The probabilities here are structural estimates grounded in the matchup logic rather than direct empirical frequencies for this exact spot. That is especially relevant for baseball, where starter command state, bullpen sequencing, and weather carry are partly observable only once the game begins. So the model is strongest at clarifying what matters and how those factors interact; it is less suited to claiming that any pregame percentage is final in the face of late lineup or usage news.
The 3.7% unmapped rate means a small slice of the outcome distribution was not cleanly attributed to one of the five named worlds. In practice, that does not invalidate the call; it means a modest portion of simulations landed in hybrid or edge-case scripts that sit between the headline narratives.

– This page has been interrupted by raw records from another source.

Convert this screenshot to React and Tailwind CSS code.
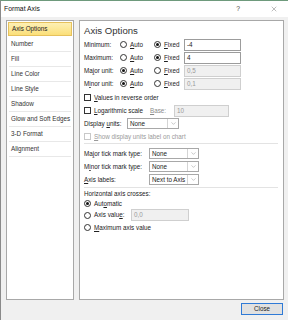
import { ChevronDown, X } from 'lucide-react';

const font = { fontFamily: '"Liberation Sans", Arial, sans-serif' };

const sideItems = ['Axis Options', 'Number', 'Fill', 'Line Color', 'Line Style', 'Shadow', 'Glow and Soft Edges', '3-D Format', 'Alignment'];

const Radio = ({ on }) => (
  <span className="w-[7px] h-[7px] rounded-full border border-[#333] bg-white flex items-center justify-center shrink-0">
    {on && <span className="w-[3px] h-[3px] rounded-full bg-[#111]" />}
  </span>
);

const Check = ({ disabled }) => (
  <span className={`w-[7px] h-[7px] border bg-white shrink-0 ${disabled ? 'border-[#c8c8c8]' : 'border-[#333]'}`} />
);

const U = ({ children }) => <span className="underline underline-offset-1">{children}</span>;

const Box = ({ value, disabled, w = 'w-[57px]' }) => (
  <div className={`${w} h-[12px] border flex items-center px-[2px] ${disabled ? 'bg-[#f0f0f0] border-[#cfcfcf] text-[#9a9a9a]' : 'bg-white border-[#9c9c9c] text-[#222]'}`}>
    {value}
  </div>
);

const Select = ({ value, w = 'w-[50px]' }) => (
  <div className={`${w} h-[11px] border border-[#a8a8a8] bg-white flex items-stretch`}>
    <span className="flex-1 flex items-center px-[2px] text-[#222] whitespace-nowrap overflow-hidden">{value}</span>
    <span className="w-[11px] border-l border-[#d4d4d4] flex items-center justify-center">
      <ChevronDown size={7} strokeWidth={1.2} color="#666" />
    </span>
  </div>
);

const UnitRow = ({ label, autoOn, value }) => (
  <div className="h-[13px] flex items-center">
    <span className="w-[36px]">{label}</span>
    <Radio on={autoOn} />
    <span className="ml-[3px] w-[24px]"><U>A</U>uto</span>
    <Radio on={!autoOn} />
    <span className="ml-[3px] w-[20px]"><U>F</U>ixed</span>
    <Box value={value} disabled={autoOn} />
  </div>
);

export default function App() {
  return (
    <div style={font} className="w-[288px] h-[320px] bg-[#f0f0f0] border-t border-[#6e9a7c] border-l border-l-[#8a8a8a] flex flex-col text-[6.3px] text-[#222] overflow-hidden">
      <div className="h-[16px] bg-white flex items-center pl-[3px] pr-[10px] text-[6.8px] text-[#111]">
        <span className="flex-1">Format Axis</span>
        <span className="mr-[30px] text-[#444]">?</span>
        <X size={8} strokeWidth={1} color="#333" />
      </div>

      <div className="flex gap-[5px] pl-[5px] pt-[3px] h-[283px]">
        <div className="w-[68px] bg-white border border-[#a8a8a8] p-[1px]">
          {sideItems.map((item, i) =>
            i === 0 ? (
              <div key={item} className="h-[14px] mb-[1px] flex items-center pl-[3px] bg-gradient-to-b from-[#fdf0b4] to-[#fbdf78] border border-[#e6c15c]">
                {item}
              </div>
            ) : (
              <div key={item} className="h-[15px] mx-[1px] flex items-center pl-[2px] border-b border-[#e8e8e8] text-[#333]">
                {item}
              </div>
            )
          )}
        </div>

        <div className="w-[205px] bg-white border border-[#a8a8a8] pl-[4px] pr-[5px]">
          <div className="h-[17px] pt-[3px] flex items-center text-[9.6px] text-[#333]">Axis Options</div>
          <UnitRow label="Minimum:" autoOn={false} value="-4" />
          <UnitRow label={<>Maximum:</>} autoOn={false} value="4" />
          <UnitRow label={<>Ma<U>j</U>or unit:</>} autoOn={true} value="0,5" />
          <UnitRow label={<>M<U>i</U>nor unit:</>} autoOn={true} value="0,1" />

          <div className="h-[13px] mt-[1px] flex items-center gap-[3px]">
            <Check />
            <span><U>V</U>alues in reverse order</span>
          </div>
          <div className="h-[13px] flex items-center">
            <Check />
            <span className="ml-[3px] w-[56px]"><U>L</U>ogarithmic scale</span>
            <span className="w-[24px] text-[#8a8a8a]"><U>B</U>ase:</span>
            <Box value="10" disabled w="w-[55px]" />
          </div>
          <div className="h-[13px] flex items-center">
            <span className="w-[43px]">Display <U>u</U>nits:</span>
            <Select value="None" w="w-[52px]" />
          </div>
          <div className="h-[13px] flex items-center gap-[3px] text-[#9a9a9a]">
            <Check disabled />
            <span><U>S</U>how display units label on chart</span>
          </div>

          <div className="border-t border-[#e3e3e3] mt-[0px] mb-[3px]" />

          <div className="h-[13px] flex items-center">
            <span className="w-[65px]">Ma<U>j</U>or tick mark type:</span>
            <Select value="None" />
          </div>
          <div className="h-[13px] flex items-center">
            <span className="w-[65px]">M<U>i</U>nor tick mark type:</span>
            <Select value="None" />
          </div>
          <div className="h-[13px] flex items-center">
            <span className="w-[65px]"><U>A</U>xis labels:</span>
            <Select value="Next to Axis" />
          </div>

          <div className="border-t border-[#e3e3e3] mt-[1px]" />

          <div className="h-[10px] mt-[1px] flex items-center">Horizontal axis crosses:</div>
          <div className="h-[9px] flex items-center gap-[3px]">
            <Radio on />
            <span>Aut<U>o</U>matic</span>
          </div>
          <div className="h-[14px] flex items-center">
            <Radio />
            <span className="ml-[3px] w-[37px]">Axis valu<U>e</U>:</span>
            <Box value="0,0" disabled w="w-[58px]" />
          </div>
          <div className="h-[11px] flex items-center gap-[3px]">
            <Radio />
            <span><U>M</U>aximum axis value</span>
          </div>
        </div>
      </div>

      <div className="flex justify-end pr-[5px] pt-[3px]">
        <button className="w-[42px] h-[12px] bg-[#e1e1e1] border border-[#2f7ad6] text-[6.3px] text-[#222] flex items-center justify-center">
          Close
        </button>
      </div>
    </div>
  );
}
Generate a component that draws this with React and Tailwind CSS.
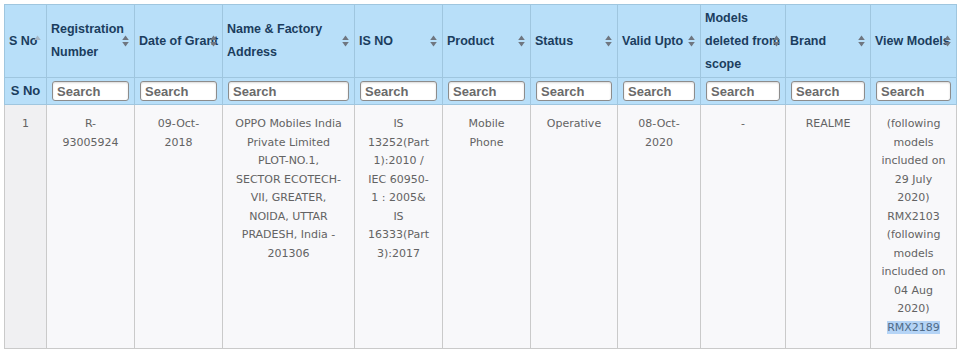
import React from "react";

const headers = [
  { lines: ["S No"], w: "w-[42px]", single: true },
  { lines: ["Registration", "Number"], w: "w-[88px]" },
  { lines: ["Date of Grant"], w: "w-[88px]" },
  { lines: ["Name & Factory", "Address"], w: "w-[132px]" },
  { lines: ["IS NO"], w: "w-[88px]" },
  { lines: ["Product"], w: "w-[88px]" },
  { lines: ["Status"], w: "w-[87px]" },
  { lines: ["Valid Upto"], w: "w-[83px]" },
  { lines: ["Models", "deleted from", "scope"], w: "w-[85px]" },
  { lines: ["Brand"], w: "w-[85px]" },
  { lines: ["View Models"], w: "w-[86px]" },
];

const row = [
  ["1"],
  ["R-", "93005924"],
  ["09-Oct-", "2018"],
  [
    "OPPO Mobiles India",
    "Private Limited",
    "PLOT-NO.1,",
    "SECTOR ECOTECH-",
    "VII, GREATER,",
    "NOIDA, UTTAR",
    "PRADESH, India -",
    "201306",
  ],
  ["IS", "13252(Part", "1):2010 /", "IEC 60950-", "1 : 2005&", "IS", "16333(Part", "3):2017"],
  ["Mobile", "Phone"],
  ["Operative"],
  ["08-Oct-", "2020"],
  ["-"],
  ["REALME"],
  [
    "(following",
    "models",
    "included on",
    "29 July",
    "2020)",
    "RMX2103",
    "(following",
    "models",
    "included on",
    "04 Aug",
    "2020)",
  ],
];

function SortIcon({ single }) {
  return (
    <svg
      width="7"
      height="12"
      viewBox="0 0 7 12"
      className="absolute right-[5px] top-1/2 -translate-y-1/2"
    >
      <path d="M3.5 0.5 L6.8 5 H0.2 Z" fill={single ? "#a7b6c4" : "#6f7680"} />
      {!single && <path d="M0.2 7 H6.8 L3.5 11.5 Z" fill="#6f7680" />}
    </svg>
  );
}

export default function App() {
  return (
    <div className="bg-white w-[960px] h-[352px] pt-[4px] pl-[4px] overflow-hidden">
      <table className="table-fixed w-[952px] border-collapse border border-[#c6c6c6]">
        <colgroup>
          {headers.map((h) => (
            <col key={h.lines[0]} className={h.w} />
          ))}
        </colgroup>
        <thead className="font-['Liberation_Sans',Arial,sans-serif] text-[#1b3d5e]">
          <tr className="h-[73px] bg-[#b8dff9]">
            {headers.map((h) => (
              <th
                key={h.lines[0]}
                className="relative border border-[#9fc6df] px-[4px] text-left align-middle text-[12.5px] font-bold leading-[23px]"
              >
                {h.lines.map((l) => (
                  <div key={l} className="whitespace-nowrap">
                    {l}
                  </div>
                ))}
                <SortIcon single={h.single} />
              </th>
            ))}
          </tr>
          <tr className="h-[27px] bg-[#b8dff9]">
            <th className="border border-[#9fc6df] text-center text-[13px] font-bold">S No</th>
            {headers.slice(1).map((h) => (
              <th key={h.lines[0]} className="border border-[#9fc6df] px-[5px]">
                <input
                  placeholder="Search"
                  className="block h-[20px] w-full rounded-[3px] border border-[#8c8c8c] bg-white px-[4px] text-[13px] font-bold text-[#666] shadow-[inset_0_1px_2px_rgba(0,0,0,0.15)] outline-none placeholder:text-[#6a6a6a]"
                />
              </th>
            ))}
          </tr>
        </thead>
        <tbody className="font-['DejaVu_Sans',Verdana,sans-serif] text-[11px] leading-[18.5px] text-[#636363]">
          <tr>
            {row.map((lines, i) => (
              <td
                key={i}
                className={
                  "border border-[#cacaca] px-[4px] pt-[10px] pb-[11px] text-center align-top " +
                  (i === 0 ? "bg-[#f0f0f2]" : "bg-[#f8f8fa]")
                }
              >
                {lines.map((l, j) => (
                  <div key={j} className="whitespace-nowrap">
                    {l}
                  </div>
                ))}
                {i === 10 && (
                  <div>
                    <span className="bg-[#b5d4f6] text-[#4f6b88]">RMX2189</span>
                  </div>
                )}
              </td>
            ))}
          </tr>
        </tbody>
      </table>
    </div>
  );
}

For a game like this, that is expected, because close baseball games often blend multiple mechanisms rather than resolving through one pure story.
Most importantly, this is not a promise that Cleveland wins, nor a replacement for late-breaking news. It is a structured breakdown of why the Guardians are more likely to win, where Tampa’s live dog paths come from, and which observations would move the game away from its current 59.3% to 40.7% split.